But without isolating our projects and dependencies, we run the risk of potentially damaging and cluttering up our computers and local environments. This is less of a concern for cloud-based notebook environments like Google’s AI Platform notebooks or AWS Sagemaker notebooks, as instances can always be deleted and recreated easily, but a very big concern for local development and training. By default, most package managers will install applications and libraries for the entire system to use, regardless of the unique needs of your projects.

We’d like a solution that helps separate, or isolate, projects and their dependencies such that we avoid version conflicts and that works for both packages and interpreters.
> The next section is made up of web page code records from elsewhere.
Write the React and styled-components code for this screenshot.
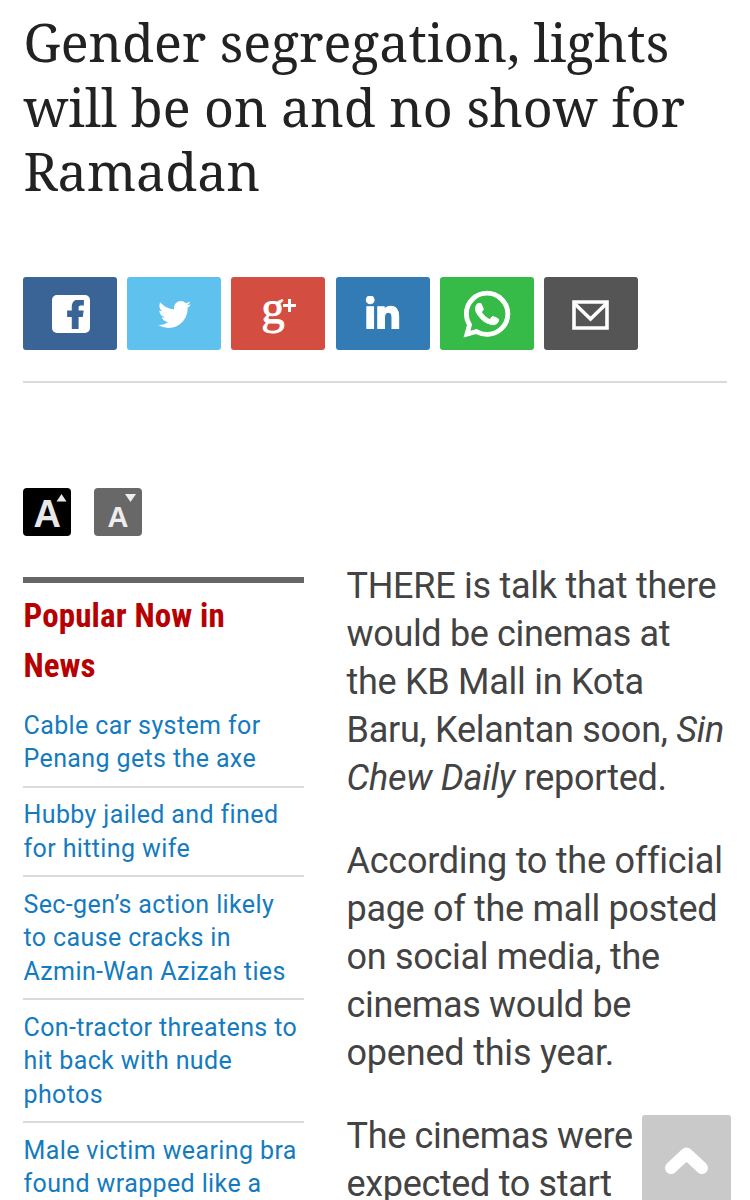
import styled, { createGlobalStyle } from 'styled-components'
import { FaFacebookF, FaTwitter, FaLinkedinIn, FaWhatsapp } from 'react-icons/fa'

const GlobalStyle = createGlobalStyle`
  body{
    margin: 0;
    background: #fff;
    overflow: hidden;
  }
  *{
    box-sizing: border-box;
  }
`

const Page = styled.main`
  position: relative;
  width: 750px;
  height: 1200px;
  overflow: hidden;
  padding: 10px 23px 0;
  font-family: Roboto, sans-serif;
`

const Line = styled.span`
  display: block;
  white-space: nowrap;
  letter-spacing: ${({ $ls }) => $ls || 0}px;
`

const Title = styled.h1`
  margin: 0;
  height: 267.3px;
  padding-left: 0.5px;
  font-family: 'Noto Serif', 'DejaVu Serif', serif;
  font-weight: 400;
  font-size: 52px;
  line-height: 64.5px;
  color: #222;
`

const ShareBar = styled.div`
  display: flex;
  gap: 10.2px;
  height: 105.7px;
  border-bottom: 2px solid #dadada;
`

const ShareButton = styled.a`
  display: flex;
  align-items: center;
  justify-content: center;
  width: 94px;
  height: 72.6px;
  padding-top: 2px;
  border-radius: 3px;
  color: #fff;
  background: ${({ $bg }) => $bg};
`

const FacebookBox = styled.span`
  display: flex;
  align-items: flex-end;
  justify-content: flex-end;
  width: 38px;
  height: 38px;
  margin: 0 0 2px 1px;
  padding-bottom: 4px;
  border-radius: 5px;
  background: #fff;
  color: #3a6396;
  svg{
    stroke: #3a6396;
    stroke-width: 20px;
  }
`

const GoogleMark = styled.span`
  display: flex;
  align-items: flex-start;
  height: 62px;
  font-family: 'Liberation Serif', serif;
  font-size: 47px;
  line-height: 46px;
  -webkit-text-stroke: 0.8px #fff;
  svg{
    margin: 15px 0 0 -2px;
  }
`

const WhatsappIcon = styled(FaWhatsapp)`
  margin: 0 0 2px 1px;
  stroke: #fff;
  stroke-width: 10px;
`

const LinkedinIcon = styled(FaLinkedinIn)`
  stroke: #fff;
  stroke-width: 14px;
`

const SizeBar = styled.div`
  display: flex;
  gap: 23px;
  margin-top: 105px;
`

const SizeButton = styled.button`
  display: flex;
  width: 48px;
  height: 48px;
  padding: 0;
  border: 0;
  border-radius: 4px;
  background: ${({ $bg }) => $bg};
`

const Columns = styled.div`
  display: flex;
  justify-content: space-between;
  align-items: flex-start;
`

const Sidebar = styled.aside`
  width: 281px;
  margin-top: 41px;
  border-top: 6px solid #666;
`

const SidebarTitle = styled.h2`
  margin: 0;
  padding: 8px 0 7px 0.5px;
  font-family: 'Roboto Condensed', Roboto, sans-serif;
  font-stretch: 75%;
  font-weight: 700;
  font-size: 33px;
  line-height: 50px;
  color: #b70000;
`

const NewsItem = styled.a`
  display: block;
  padding: 10.9px 0 10.1px 0.5px;
  border-bottom: 2px solid #dadada;
  font-size: 25px;
  line-height: 33.3px;
  color: #147bc0;
`

const Article = styled.article`
  width: 380.5px;
  margin-top: 26px;
  font-size: 36px;
  line-height: 48px;
  color: #434343;
  p{
    margin: 0 0 35px;
  }
`

const TopButton = styled.button`
  position: absolute;
  left: 642px;
  top: 1115px;
  width: 89px;
  height: 90px;
  padding: 0;
  border: 0;
  border-radius: 3px;
  background: #c9c9c9;
`

const news = [
  ['Cable car system for', 'Penang gets the axe'],
  ['Hubby jailed and fined', 'for hitting wife'],
  ['Sec-gen’s action likely', 'to cause cracks in', 'Azmin-Wan Azizah ties'],
  ['Con-tractor threatens to', 'hit back with nude', 'photos'],
  ['Male victim wearing bra', 'found wrapped like a'],
]

const Share = () => (
  <ShareBar>
    <ShareButton $bg="#3a6396">
      <FacebookBox><FaFacebookF size={29} /></FacebookBox>
    </ShareButton>
    <ShareButton $bg="#5fc1ed"><FaTwitter size={33} /></ShareButton>
    <ShareButton $bg="#d44d41">
      <GoogleMark>
        g
        <svg width="13" height="13" viewBox="0 0 13 13">
          <path d="M6.5 0V13M0 6.5H13" stroke="#fff" strokeWidth="3" />
        </svg>
      </GoogleMark>
    </ShareButton>
    <ShareButton $bg="#327bb4"><LinkedinIcon size={37} /></ShareButton>
    <ShareButton $bg="#36ba48"><WhatsappIcon size={52} /></ShareButton>
    <ShareButton $bg="#555">
      <svg width="37" height="30" viewBox="0 0 37 30" fill="none" stroke="#fff" strokeWidth="3.6">
        <path d="M2 2H35V28H2Z" />
        <path d="M3 4L18.5 19L34 4" />
      </svg>
    </ShareButton>
  </ShareBar>
)

const FontSize = () => (
  <SizeBar>
    <SizeButton $bg="#000">
      <svg width="48" height="48" viewBox="0 0 48 48" fill="#e8e8e8">
        <text x="10.500" y="38.500" fontFamily="Liberation Sans" fontWeight="700" fontSize="38">A</text>
        <path d="M33.500 13.500L38.500 6L43.500 13.500Z" />
      </svg>
    </SizeButton>
    <SizeButton $bg="#686868">
      <svg width="48" height="48" viewBox="0 0 48 48" fill="#eee">
        <text x="13.500" y="38.500" fontFamily="Liberation Sans" fontWeight="700" fontSize="29">A</text>
        <path d="M31 6H42L36.500 14Z" />
      </svg>
    </SizeButton>
  </SizeBar>
)

export default function App() {
  return (
    <>
      <GlobalStyle />
      <Page>
        <Title>
          <Line>Gender segregation, lights</Line>
          <Line>will be on and no show for</Line>
          <Line>Ramadan</Line>
        </Title>
        <Share />
        <FontSize />
        <Columns>
          <Sidebar>
            <SidebarTitle>
              <Line $ls={0.13}>Popular Now in</Line>
              <Line>News</Line>
            </SidebarTitle>
            {news.map((lines) => (
              <NewsItem key={lines[0]}>
                {lines.map((text) => <Line key={text} $ls={0.38}>{text}</Line>)}
              </NewsItem>
            ))}
          </Sidebar>
          <Article>
            <p>
              <Line $ls={-0.27}>THERE is talk that there</Line>
              <Line $ls={-0.34}>would be cinemas at</Line>
              <Line $ls={-0.28}>the KB Mall in Kota</Line>
              <Line $ls={-0.26}>Baru, Kelantan soon, <i>Sin</i></Line>
              <Line $ls={-0.25}><i>Chew Daily</i> reported.</Line>
            </p>
            <p>
              <Line $ls={-0.25}>According to the official</Line>
              <Line $ls={-0.3}>page of the mall posted</Line>
              <Line $ls={-0.3}>on social media, the</Line>
              <Line $ls={-0.34}>cinemas would be</Line>
              <Line $ls={-0.2}>opened this year.</Line>
            </p>
            <p>
              <Line $ls={-0.34}>The cinemas were</Line>
              <Line $ls={-0.34}>expected to start</Line>
            </p>
          </Article>
        </Columns>
        <TopButton aria-label="Back to top">
          <svg width="89" height="90" viewBox="0 0 89 90" fill="none">
            <path d="M29 53L44.500 38.500L60 53" stroke="#fff" strokeWidth="12" strokeLinecap="round" strokeLinejoin="round" />
          </svg>
        </TopButton>
      </Page>
    </>
  )
}
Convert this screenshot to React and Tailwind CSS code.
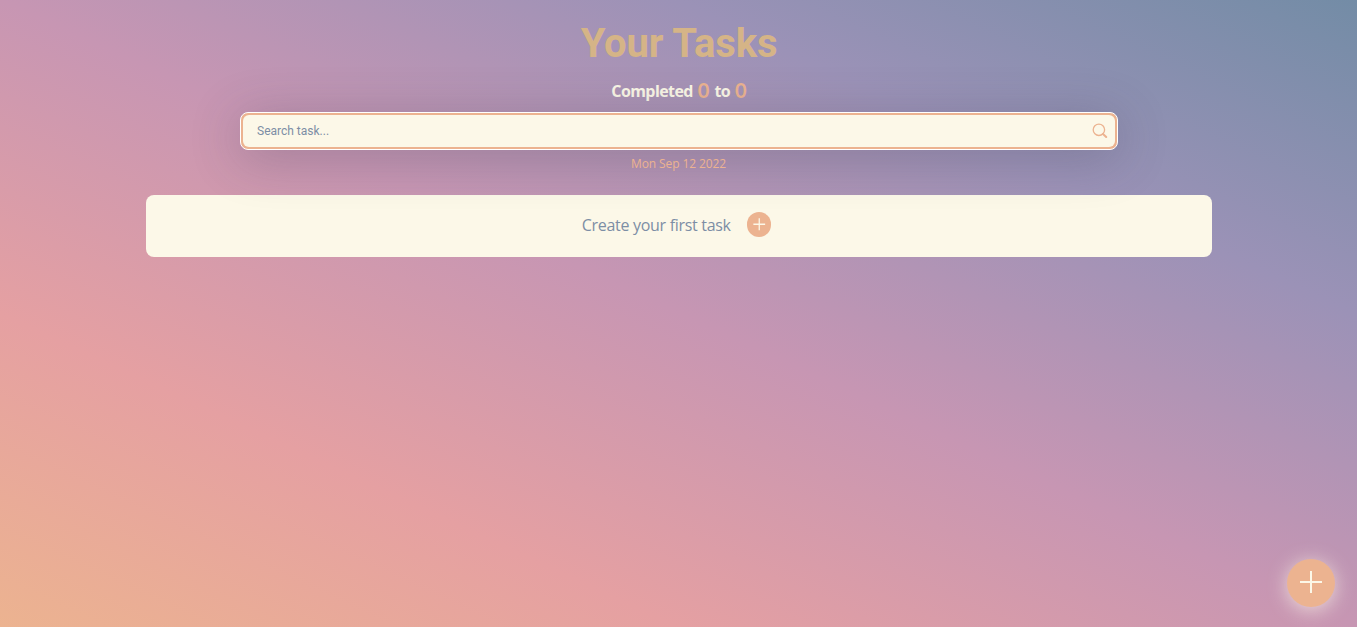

We can use virtual environments to do this, which can be visualized as separate folders that have their own Python executables (for the specified Python version) & the associated site-packages (i.e. these 3rd party libraries).

While package managers solve the problem of accessing and downloading packages, virtual environments solve the problem of organizing these packages, which together combined with dependency managers go a long way towards ensuring a clean and well-defined development experience.

It Worked On My Machine

How do we ensure a model works on a different machine? There are a number of ways we can ensure reproducible environments and application deployments.

1. Solving Reproducibility via Requirements Files

What do we need in order to replicate our model code?

We’d need the immediate code we’ve written. We’d also need a snapshot or log of the 3rd-party libraries and packages we used.

Is it enough to capture our immediate dependencies, however? We can imagine our dependencies requiring specific versions of their dependencies and so on. What happens if there’s a silent update in an upstream library?

One way we could capture these dependencies is with requirements files.

Combined with virtual environments, requirements files allow us to approximately replicate Python environments. A requirement file will have a list of packages (usually with specific versions) and can specify different types of requirement files depending on the use case. For example, models in development usually require linters, testing frameworks like PyTest, debuggers, and profilers. But in a production environment, we’d prefer a very lean model, with only the code required to either call the model to perform inference or to perform batch computation.

2. Solving Reproducibility with Containers

There are limits to reproducibility using requirements files.

What if we’d like to run multiple workloads requiring different filesystems and namespaces on a single OS system?
What if we need separate apps with different requirements running at the same time and we’d like more robust isolation than what a virtual environment can provide?
What if we’d like to ensure that we’re able to fully replicate the entire runtime environment across different environments in a single package, including the dependencies, libraries & binaries, and configuration files?

We can solve this problem with containers. While we won’t go into specific details about the most popular containerization solution out there (Docker), the important concept to understand is that there needs to be a way to define & specify the container (an image) and that a container is the instantiation of the image.

Some great reasons to use containers include: deploying multiple instances of a single application, deploying a number of apps on a single server, having a lightweight and robust reproducible environment, and ensuring a reproducible and easily scaled deployment with certain cloud vendors.

3. Solving OS & Kernel Specification With Virtual Machines

As a data scientist practitioner, there aren’t many use-cases requiring administration and direct usage of VM’s.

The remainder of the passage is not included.